Wednesday, October 31, 2012

What I’ve been listening to lately by Adrian G


I have just begun listening to albums from the record label Stax/Volt. Stax
and the subsidiary label Volt were one of the main proponents of Southern Soul in
the 1960s. Founded by two white conservative country musicians, but supported
by primarily black artists, the label helped solidify the notion that black and white
people can work together. It was one of the first independent labels to challenge the
predominate labels like Columbia. It also brought upon the world the force that is
Soul music, a powerful mix of gospel, blues and rock and roll.

The recordings have a distinctive sound that is due to the Stax house band,
the artists that recorded with the label and the recording studio itself. In contrast
to the more pop-oriented records of the Detroit based Motown label, Stax records
sound earthy and raw. The acoustic anomalies of the recording studio, which was
a converted movie theater, give the recordings a strange and deep sound, distinct
from the mid-to high frequency range dominated Motown sound or any other label
at that point. One of the things that I like about pop music is that the recording
process is not centered on high fidelity, but any new and interesting sounds are
celebrated. Stax singers play with their words, adding “yeah’s “no’s” “ooohs”
and “ahhhs”. The delivery of the lyrics takes on a meaning beyond the words. The
stellar Stax house-band is Booker T. and the MG’s. The horns remind me of civil war
marching bands. The singing reminds me of gospel shouting. All this makes Stax
records a fascinating listening experience.

One of my favorite albums is Otis Redding’s Otis Blue. The songs sound
ancient. “Ole Man Trouble stay away from me” is such an old, mysterious sentiment.
The Stax house band sounds fantastic behind Redding’s soulful testifying. Redding’s
original songs show growing musical maturity, but his cover of the Rolling Stone’s
song “Satisfaction” is also a highlight.
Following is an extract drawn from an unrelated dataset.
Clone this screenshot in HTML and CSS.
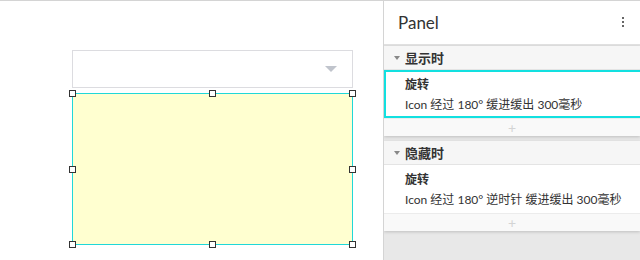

Otis turned this British Invasion hit into a
high-strung rant over up-tempo horns furiously playing Keith Richard’s famous
guitar riff.

The Stax catalogue provides rich listening. Beyond the major singles and
LP’s, there are many rarities and unreleased records. I believe the Stax was ideal
business model for record labels. Open ears and artistic integrity defined the Stax/
Volt business, and these are the qualities that make these records last.